The local soil is acidic, subject to flooding and has, in recent years, been well cultivated. All these conditions would serve to dissolve or incorporate into the soil any bones that were left on the site.
The zones of charcoal staining in the soil at a contextual level consistent with the period of the battle were identified near the beck in one of the places where digging is possible. Perhaps cremation was employed. Samples of the black seams found during the research were removed with an auger then washed and examined by eye for evidence of bone fragments. None were identified. So an early interpretation that this was the site of a funeral pyre was not pursued. A later interpretation suggests that these were pits in which charcoal was prepared for the metal workers. One cannot rule out cremation, but we have no evidence for it at Fulford.
Cremation was not an unknown method of disposing of bodies. The site of Heath Wood, Ingleby, near Repton, was excavated by Julian D Richards of the University of York. The cemetery comprised 59 barrows covering the site of a funeral pyre. ‘Sacrificial offerings’ of animals were associated with this site, which can be dated to at least a century before the battle.

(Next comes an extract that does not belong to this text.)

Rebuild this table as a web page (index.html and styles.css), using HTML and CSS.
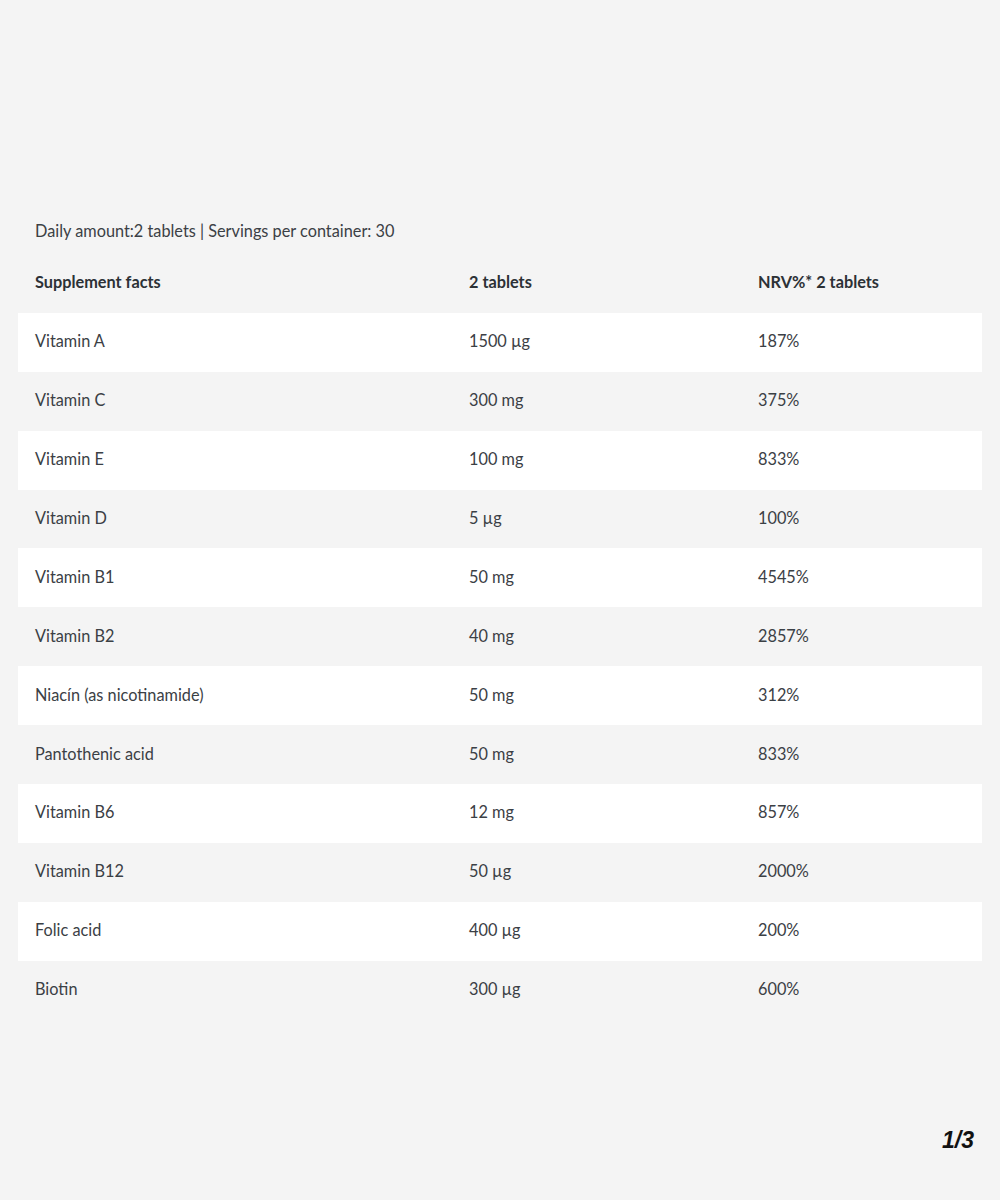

Near to the battle site on Lamel Hill, excavations in 1848 by John Thurnam revealed the remains of 200-300 bodies. These were believed to be positioned beside the road running from York to Derventio. Among the bones examined at the time, only a single skull showed any weapon injury which would rule this out as a battle cemetery. The dating suggests this was a post Roman to Anglian burial site. The cemetery was more extensive until the site was used for a gun emplacement in 1644 during the Civil War siege of York. The human remains that were disturbed by this work were concentrated in the mound. This mound was subsequently used as a hill for a windmill.
Other reports on excavations of various other tumuli found south and east of York were investigated through the pages of the Yorkshire Philosophical Society. One report by William Procter in 1849 produced 150 or more bodies from a barrow known locally as ‘Danes Graves’, 3 miles north of Driffield, when it was opened in August of that year.
Similarly named tumuli on Skipwith Common revealed that there were no bones in any of the barrows. These lie along a route that might have suggested itself for those rushing to reinforce King Harald when he was isolated from his base at Riccall five days after the battle at Fulford.
Technology might in the future offer the prospect of extracting more information from the environment. Several sites in Scandinavia where long-term occupation was suspected have yielded excellent 'maps' of human activity when subject to the sort of phosphate analysis used in agriculture. DNA and fatty-acids can now be detected and multiplied for analysis when found in minute and degraded samples. It would therefore be sensible to remove and conserve a significant set of samples for future and further analysis by future tools and techniques. Whether samples from a matrix or a more focused sampling would be the best approach is a matter that needs further debate.
The fate of the bodies at Fulford is likely to remain a mystery. Since burial was impractical, and removing bodies from the site for disposal elsewhere is not mentioned in ancient or modern conflict history, it is assumed that the bodies were gathered when any material was stripped. Whether they were covered or cremated, the natural processes would have quickly dispersed the remains.